The periodic solutions of a nonlinear nonautonomous second-order system of equations (Q700026)

The authors study periodic solutions to the boundary value problem \[ \frac{d^2x}{dt^2}=f(x,y)+e_1(t),\;x(0)=x(\omega),\quad \frac{d^2y}{dt^2}=g(x,y)+e_2(t),\;x(0)=x(\omega), \tag{*} \] where \(e_1(t)\), \(e_2(t)\) are \(\omega\)-periodic functions of \(t\in\mathbb{R}\) such that \(\int_{0}^{\omega}e_i(t) dt=0\), \(i=1,2\).
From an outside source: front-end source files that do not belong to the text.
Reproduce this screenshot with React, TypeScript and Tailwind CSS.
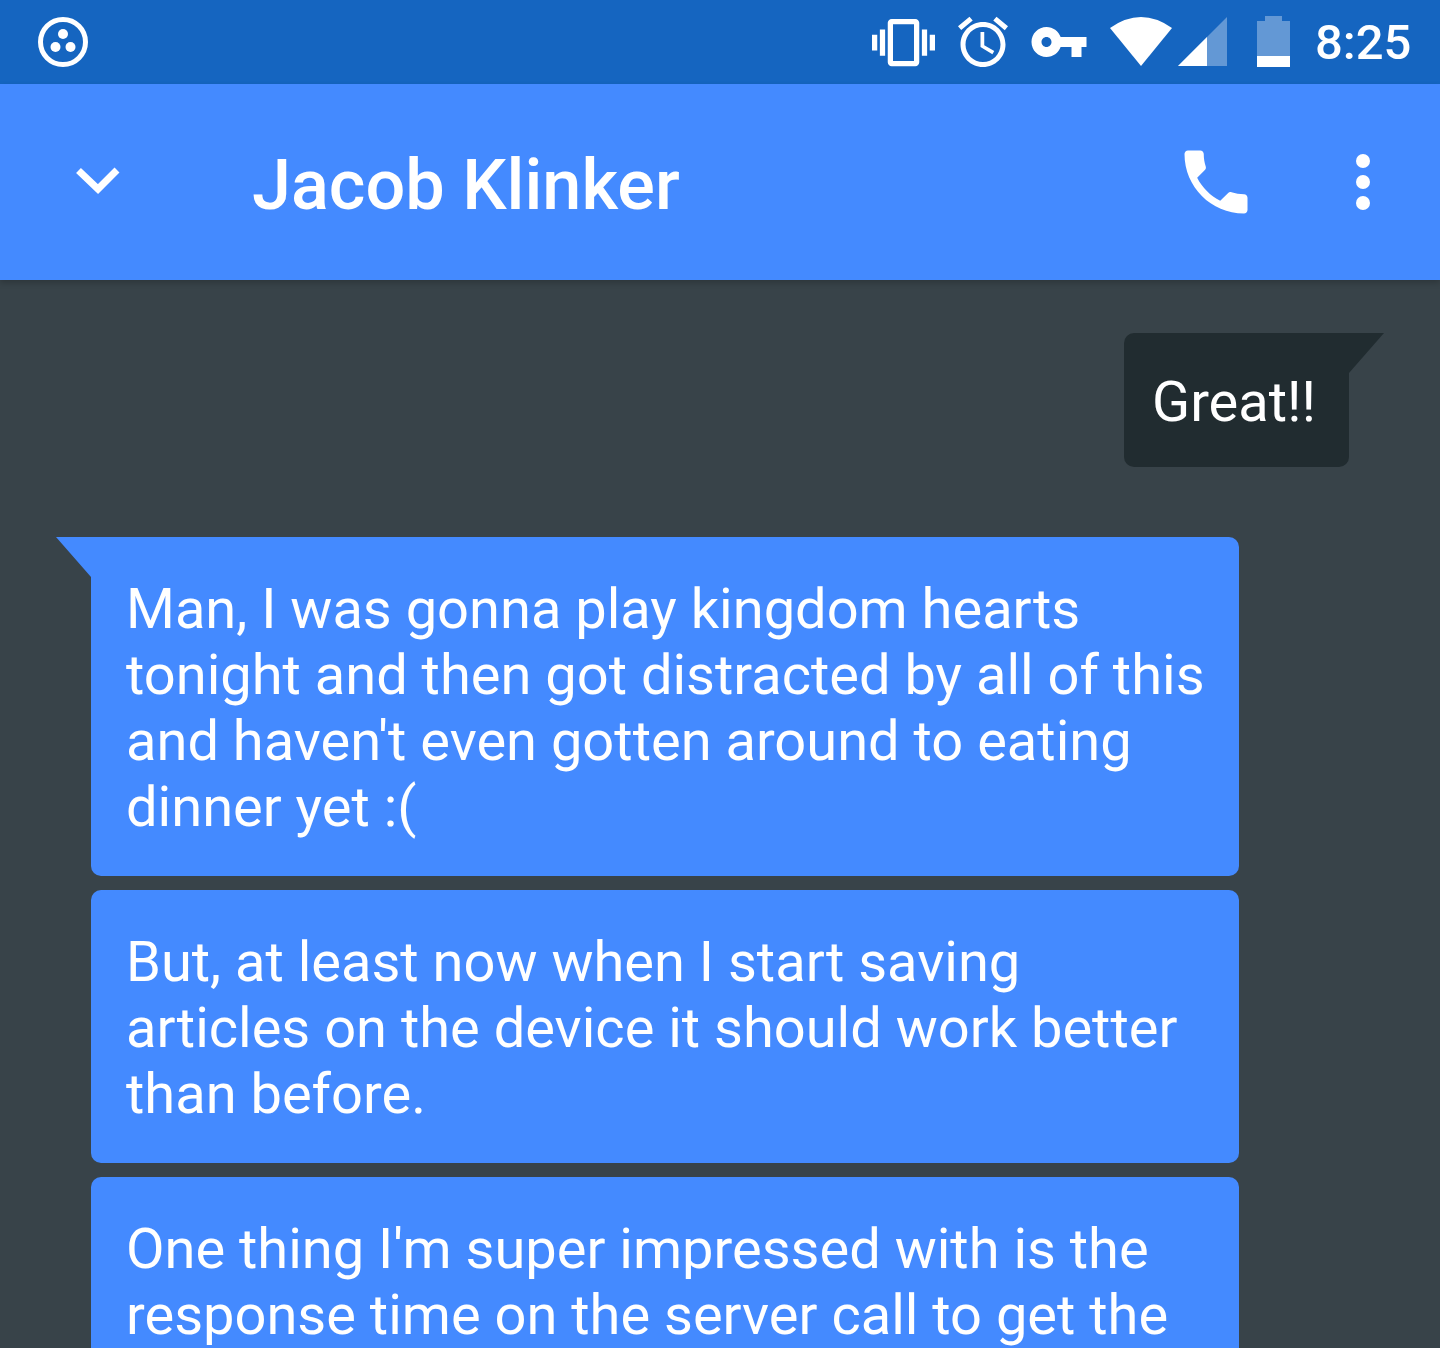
export default function App() {
  return (
    <div className="h-[1348px] w-[1440px] overflow-hidden bg-[#384349] font-['Roboto',sans-serif] text-white">
      <header className="flex h-[84px] items-center bg-[#1565c0]">
        <svg className="ml-[38px] h-[50px] w-[50px]" viewBox="0 0 50 50" fill="white">
          <circle cx="25" cy="25" r="22.5" fill="none" stroke="white" strokeWidth="5" />
          <circle cx="25" cy="17" r="5" />
          <circle cx="17.5" cy="30" r="5" />
          <circle cx="32.5" cy="30" r="5" />
        </svg>
        <svg className="ml-[784px] h-[63px] w-[63px]" viewBox="0 0 24 24" fill="white">
          <path d="M0 15h2V9H0v6zm3 2h2V7H3v10zm19-8v6h2V9h-2zm-3 8h2V7h-2v10zM16.5 3h-9C6.67 3 6 3.67 6 4.5v15c0 .83.67 1.5 1.5 1.5h9c.83 0 1.5-.67 1.5-1.5v-15c0-.83-.67-1.5-1.5-1.5zM16 19H8V5h8v14z" />
        </svg>
        <svg className="ml-[18px] h-[60px] w-[60px]" viewBox="0 0 24 24" fill="white">
          <path d="M22 5.72l-4.6-3.86-1.29 1.53 4.6 3.86L22 5.72zM7.88 3.39L6.6 1.86 2 5.71l1.29 1.53 4.59-3.85zM12.5 8H11v6l4.75 2.85.75-1.23-4-2.37V8zM12 4c-4.97 0-9 4.03-9 9s4.03 9 9 9c4.97 0 9-4.03 9-9s-4.03-9-9-9zm0 16c-3.87 0-7-3.13-7-7s3.13-7 7-7c3.87 0 7 3.13 7 7s-3.13 7-7 7z" />
        </svg>
        <svg className="ml-[15.5px] h-[60px] w-[60px]" viewBox="0 0 24 24" fill="white">
          <path d="M12.65 10C11.83 7.67 9.61 6 7 6c-3.31 0-6 2.69-6 6s2.69 6 6 6c2.61 0 4.83-1.67 5.65-4H17v4h4v-4h2v-4H12.65zM7 14c-1.1 0-2-.9-2-2s.9-2 2-2 2 .9 2 2-.9 2-2 2z" />
        </svg>
        <svg className="ml-[21.5px] h-[84px] w-[118px] shrink-0" viewBox="0 0 118 84" fill="white">
          <path d="M0 28Q31 6 62 28L31 66Z" />
          <path d="M68 66L117 17V66Z" fill="#6398d5" />
          <path d="M68 66L97 37V66Z" />
        </svg>
        <svg className="ml-[29px] h-[84px] w-[34px] shrink-0" viewBox="0 0 34 84" fill="#6398d5">
          <path d="M8 16H25V21H33V56H0V21H8Z" />
          <rect x="0" y="56" width="33" height="11" fill="white" />
        </svg>
        <span className="ml-[24px] text-[49px] leading-none font-medium">8:25</span>
      </header>
      <div className="relative flex h-[196px] items-center bg-[#448aff] shadow-[0_3px_6px_rgba(0,0,0,0.2)]">
        <svg className="ml-[74px] h-[40px] w-[48px] shrink-0 translate-y-[2px]" viewBox="0 0 48 40" fill="none" stroke="white" strokeWidth="7">
          <path d="M4.5 6.5L24 25L43 6" />
        </svg>
        <h1 className="ml-[130px] w-[921.5px] shrink-0 translate-y-[3px] text-[70.2px] leading-none font-medium">Jacob Klinker</h1>
        <svg className="h-[84px] w-[84px] shrink-0" viewBox="0 0 24 24" fill="white">
          <path d="M6.62 10.79c1.44 2.83 3.76 5.14 6.59 6.59l2.2-2.2c.27-.27.67-.36 1.02-.24 1.12.37 2.33.57 3.57.57.55 0 1 .45 1 1V20c0 .55-.45 1-1 1-9.39 0-17-7.61-17-17 0-.55.45-1 1-1h3.5c.55 0 1 .45 1 1 0 1.25.2 2.45.57 3.57.11.35.03.74-.25 1.02l-2.2 2.2z" />
        </svg>
        <svg className="ml-[98px] h-[56px] w-[14px] shrink-0" viewBox="0 0 14 56" fill="white">
          <circle cx="7" cy="7" r="7" />
          <circle cx="7" cy="28" r="7" />
          <circle cx="7" cy="49" r="7" />
        </svg>
      </div>
      <main className="flex flex-col pt-[53px] text-[56px] leading-[66px]">
        <div className="relative mr-[91px] w-[225px] self-end rounded-[10px] rounded-tr-none bg-[#212c30] pt-[36px] pb-[32px] pl-[28px]">
          <span>Great!!</span>
          <svg className="absolute top-0 left-full h-[40px] w-[35px]" viewBox="0 0 35 40" fill="#212c30">
            <path d="M0 0H35L0 40Z" />
          </svg>
        </div>
        <div className="relative mt-[70px] ml-[91px] h-[339px] w-[1148px] rounded-[10px] rounded-tl-none bg-[#448aff] pt-[39px] pl-[35px]">
          <svg className="absolute top-0 right-full h-[40px] w-[35px]" viewBox="0 0 35 40" fill="#448aff">
            <path d="M35 0H0L35 40Z" />
          </svg>
          Man, I was gonna play kingdom hearts
          <br />
          tonight and then got distracted by all of this
          <br />
          and haven't even gotten around to eating
          <br />
          dinner yet :(
        </div>
        <div className="mt-[14px] ml-[91px] h-[273px] w-[1148px] rounded-[10px] bg-[#448aff] pt-[39px] pl-[35px]">
          But, at least now when I start saving
          <br />
          articles on the device it should work better
          <br />
          than before.
        </div>
        <div className="mt-[14px] ml-[91px] h-[273px] w-[1148px] rounded-[10px] bg-[#448aff] pt-[39px] pl-[35px]">
          One thing I'm super impressed with is the
          <br />
          response time on the server call to get the
        </div>
      </main>
    </div>
  );
}
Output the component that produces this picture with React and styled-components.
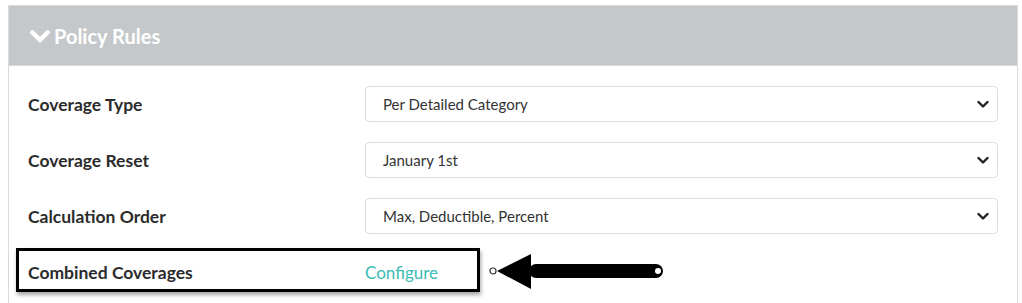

It is supposed that there are constants \(b\geq 0\) and \(D\) such that, for \(|x|\geq{}b\), \(|y|\geq{}b\), and ``all \(t\in[0,\omega]\)'', \(xf(x,y)\geq 0\), \(yg(x,y)\geq 0\) and that \[ \max\{\omega^2(\max_{|x|\leq{}D,|y|\leq{}D}|f(x,y)|+\max_{0\leq{}t\leq\omega}|e_1(t)|), \omega^2(\max_{|x|\leq{}D,|y|\leq{}D}|g(x,y)|+\max_{0\leq{}t\leq\omega}|e_2(t)|) \}+b\leq{}D. \] No conditions on the smoothness of \(f\) or \(g\) are given. The main result is the existence of a nontrivial \(\omega\)-periodic solution to (*).